- **What needs to be done**:
Give an exact copy of every line, leaving images out.

- **Available data**:
↓
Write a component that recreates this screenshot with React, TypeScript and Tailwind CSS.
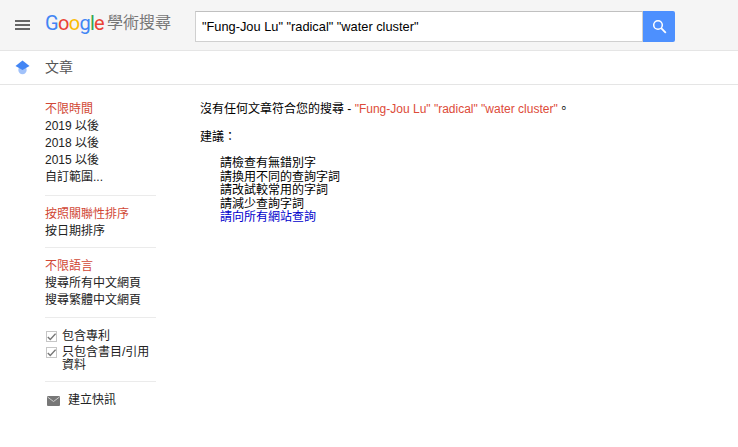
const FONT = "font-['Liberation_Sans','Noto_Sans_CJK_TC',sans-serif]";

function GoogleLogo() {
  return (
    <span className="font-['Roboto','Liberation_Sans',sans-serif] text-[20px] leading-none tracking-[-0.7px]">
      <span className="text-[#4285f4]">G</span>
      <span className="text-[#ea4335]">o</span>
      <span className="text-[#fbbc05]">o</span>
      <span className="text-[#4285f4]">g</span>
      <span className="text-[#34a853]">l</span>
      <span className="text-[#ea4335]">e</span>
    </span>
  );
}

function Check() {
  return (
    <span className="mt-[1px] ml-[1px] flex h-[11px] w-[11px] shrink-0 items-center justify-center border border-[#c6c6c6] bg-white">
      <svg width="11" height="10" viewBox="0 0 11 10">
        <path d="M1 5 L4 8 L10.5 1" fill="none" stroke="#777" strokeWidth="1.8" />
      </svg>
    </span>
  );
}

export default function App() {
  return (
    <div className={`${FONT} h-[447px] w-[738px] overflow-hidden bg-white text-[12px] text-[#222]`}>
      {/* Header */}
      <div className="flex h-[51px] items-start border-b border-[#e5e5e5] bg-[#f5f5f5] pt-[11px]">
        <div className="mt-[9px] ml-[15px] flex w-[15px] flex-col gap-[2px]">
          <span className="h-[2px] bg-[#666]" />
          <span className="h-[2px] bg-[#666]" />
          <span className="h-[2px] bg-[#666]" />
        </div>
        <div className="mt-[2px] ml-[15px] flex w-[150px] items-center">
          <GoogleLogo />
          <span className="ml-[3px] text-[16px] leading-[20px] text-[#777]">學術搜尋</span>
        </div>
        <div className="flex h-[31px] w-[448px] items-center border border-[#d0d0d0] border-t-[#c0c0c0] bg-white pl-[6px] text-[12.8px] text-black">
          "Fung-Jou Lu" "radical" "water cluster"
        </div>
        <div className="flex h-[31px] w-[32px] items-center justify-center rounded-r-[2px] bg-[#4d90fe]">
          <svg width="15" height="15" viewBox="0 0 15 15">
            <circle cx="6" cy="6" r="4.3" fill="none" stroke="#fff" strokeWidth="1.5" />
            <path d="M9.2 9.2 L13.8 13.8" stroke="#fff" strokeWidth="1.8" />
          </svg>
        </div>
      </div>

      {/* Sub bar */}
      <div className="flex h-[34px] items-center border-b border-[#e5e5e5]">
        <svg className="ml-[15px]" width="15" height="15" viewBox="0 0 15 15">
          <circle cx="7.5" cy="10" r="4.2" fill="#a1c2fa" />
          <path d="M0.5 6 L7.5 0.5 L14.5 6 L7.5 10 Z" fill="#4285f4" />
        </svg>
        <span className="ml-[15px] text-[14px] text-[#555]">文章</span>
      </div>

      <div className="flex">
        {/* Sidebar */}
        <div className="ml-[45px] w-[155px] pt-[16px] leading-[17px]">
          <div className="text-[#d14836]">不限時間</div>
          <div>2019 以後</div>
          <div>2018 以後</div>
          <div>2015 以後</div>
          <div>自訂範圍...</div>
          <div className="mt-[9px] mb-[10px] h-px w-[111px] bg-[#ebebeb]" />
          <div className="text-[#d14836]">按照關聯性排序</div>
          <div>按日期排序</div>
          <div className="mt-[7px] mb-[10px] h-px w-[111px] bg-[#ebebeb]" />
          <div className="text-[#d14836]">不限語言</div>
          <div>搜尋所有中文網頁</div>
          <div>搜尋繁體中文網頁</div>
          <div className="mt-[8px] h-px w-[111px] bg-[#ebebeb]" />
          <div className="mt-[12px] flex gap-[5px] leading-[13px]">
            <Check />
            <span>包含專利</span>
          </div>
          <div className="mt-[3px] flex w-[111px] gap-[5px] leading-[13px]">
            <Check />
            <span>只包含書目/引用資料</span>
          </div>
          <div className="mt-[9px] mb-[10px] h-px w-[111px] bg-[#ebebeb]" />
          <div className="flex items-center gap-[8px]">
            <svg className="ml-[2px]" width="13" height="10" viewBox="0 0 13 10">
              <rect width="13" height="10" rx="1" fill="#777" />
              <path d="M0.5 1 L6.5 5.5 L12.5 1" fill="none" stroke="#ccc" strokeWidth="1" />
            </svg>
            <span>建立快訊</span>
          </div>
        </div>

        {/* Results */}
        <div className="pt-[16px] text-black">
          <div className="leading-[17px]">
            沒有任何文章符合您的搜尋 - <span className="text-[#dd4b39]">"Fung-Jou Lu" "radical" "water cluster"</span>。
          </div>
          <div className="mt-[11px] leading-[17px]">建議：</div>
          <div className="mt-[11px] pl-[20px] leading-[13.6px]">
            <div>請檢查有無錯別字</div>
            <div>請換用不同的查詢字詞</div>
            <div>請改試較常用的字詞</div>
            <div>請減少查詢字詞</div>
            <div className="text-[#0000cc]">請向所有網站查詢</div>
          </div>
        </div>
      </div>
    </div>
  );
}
↑
- **Solution for this task**:
Write a component that recreates this screenshot with React, TypeScript and Tailwind CSS.
const FONT = "font-['Liberation_Sans','Noto_Sans_CJK_TC',sans-serif]";

function GoogleLogo() {
  return (
    <span className="font-['Roboto','Liberation_Sans',sans-serif] text-[20px] leading-none tracking-[-0.7px]">
      <span className="text-[#4285f4]">G</span>
      <span className="text-[#ea4335]">o</span>
      <span className="text-[#fbbc05]">o</span>
      <span className="text-[#4285f4]">g</span>
      <span className="text-[#34a853]">l</span>
      <span className="text-[#ea4335]">e</span>
    </span>
  );
}

function Check() {
  return (
    <span className="mt-[1px] ml-[1px] flex h-[11px] w-[11px] shrink-0 items-center justify-center border border-[#c6c6c6] bg-white">
      <svg width="11" height="10" viewBox="0 0 11 10">
        <path d="M1 5 L4 8 L10.5 1" fill="none" stroke="#777" strokeWidth="1.8" />
      </svg>
    </span>
  );
}

export default function App() {
  return (
    <div className={`${FONT} h-[447px] w-[738px] overflow-hidden bg-white text-[12px] text-[#222]`}>
      {/* Header */}
      <div className="flex h-[51px] items-start border-b border-[#e5e5e5] bg-[#f5f5f5] pt-[11px]">
        <div className="mt-[9px] ml-[15px] flex w-[15px] flex-col gap-[2px]">
          <span className="h-[2px] bg-[#666]" />
          <span className="h-[2px] bg-[#666]" />
          <span className="h-[2px] bg-[#666]" />
        </div>
        <div className="mt-[2px] ml-[15px] flex w-[150px] items-center">
          <GoogleLogo />
          <span className="ml-[3px] text-[16px] leading-[20px] text-[#777]">學術搜尋</span>
        </div>
        <div className="flex h-[31px] w-[448px] items-center border border-[#d0d0d0] border-t-[#c0c0c0] bg-white pl-[6px] text-[12.8px] text-black">
          "Fung-Jou Lu" "radical" "water cluster"
        </div>
        <div className="flex h-[31px] w-[32px] items-center justify-center rounded-r-[2px] bg-[#4d90fe]">
          <svg width="15" height="15" viewBox="0 0 15 15">
            <circle cx="6" cy="6" r="4.3" fill="none" stroke="#fff" strokeWidth="1.5" />
            <path d="M9.2 9.2 L13.8 13.8" stroke="#fff" strokeWidth="1.8" />
          </svg>
        </div>
      </div>

      {/* Sub bar */}
      <div className="flex h-[34px] items-center border-b border-[#e5e5e5]">
        <svg className="ml-[15px]" width="15" height="15" viewBox="0 0 15 15">
          <circle cx="7.5" cy="10" r="4.2" fill="#a1c2fa" />
          <path d="M0.5 6 L7.5 0.5 L14.5 6 L7.5 10 Z" fill="#4285f4" />
        </svg>
        <span className="ml-[15px] text-[14px] text-[#555]">文章</span>
      </div>

      <div className="flex">
        {/* Sidebar */}
        <div className="ml-[45px] w-[155px] pt-[16px] leading-[17px]">
          <div className="text-[#d14836]">不限時間</div>
          <div>2019 以後</div>
          <div>2018 以後</div>
          <div>2015 以後</div>
          <div>自訂範圍...</div>
          <div className="mt-[9px] mb-[10px] h-px w-[111px] bg-[#ebebeb]" />
          <div className="text-[#d14836]">按照關聯性排序</div>
          <div>按日期排序</div>
          <div className="mt-[7px] mb-[10px] h-px w-[111px] bg-[#ebebeb]" />
          <div className="text-[#d14836]">不限語言</div>
          <div>搜尋所有中文網頁</div>
          <div>搜尋繁體中文網頁</div>
          <div className="mt-[8px] h-px w-[111px] bg-[#ebebeb]" />
          <div className="mt-[12px] flex gap-[5px] leading-[13px]">
            <Check />
            <span>包含專利</span>
          </div>
          <div className="mt-[3px] flex w-[111px] gap-[5px] leading-[13px]">
            <Check />
            <span>只包含書目/引用資料</span>
          </div>
          <div className="mt-[9px] mb-[10px] h-px w-[111px] bg-[#ebebeb]" />
          <div className="flex items-center gap-[8px]">
            <svg className="ml-[2px]" width="13" height="10" viewBox="0 0 13 10">
              <rect width="13" height="10" rx="1" fill="#777" />
              <path d="M0.5 1 L6.5 5.5 L12.5 1" fill="none" stroke="#ccc" strokeWidth="1" />
            </svg>
            <span>建立快訊</span>
          </div>
        </div>

        {/* Results */}
        <div className="pt-[16px] text-black">
          <div className="leading-[17px]">
            沒有任何文章符合您的搜尋 - <span className="text-[#dd4b39]">"Fung-Jou Lu" "radical" "water cluster"</span>。
          </div>
          <div className="mt-[11px] leading-[17px]">建議：</div>
          <div className="mt-[11px] pl-[20px] leading-[13.6px]">
            <div>請檢查有無錯別字</div>
            <div>請換用不同的查詢字詞</div>
            <div>請改試較常用的字詞</div>
            <div>請減少查詢字詞</div>
            <div className="text-[#0000cc]">請向所有網站查詢</div>
          </div>
        </div>
      </div>
    </div>
  );
}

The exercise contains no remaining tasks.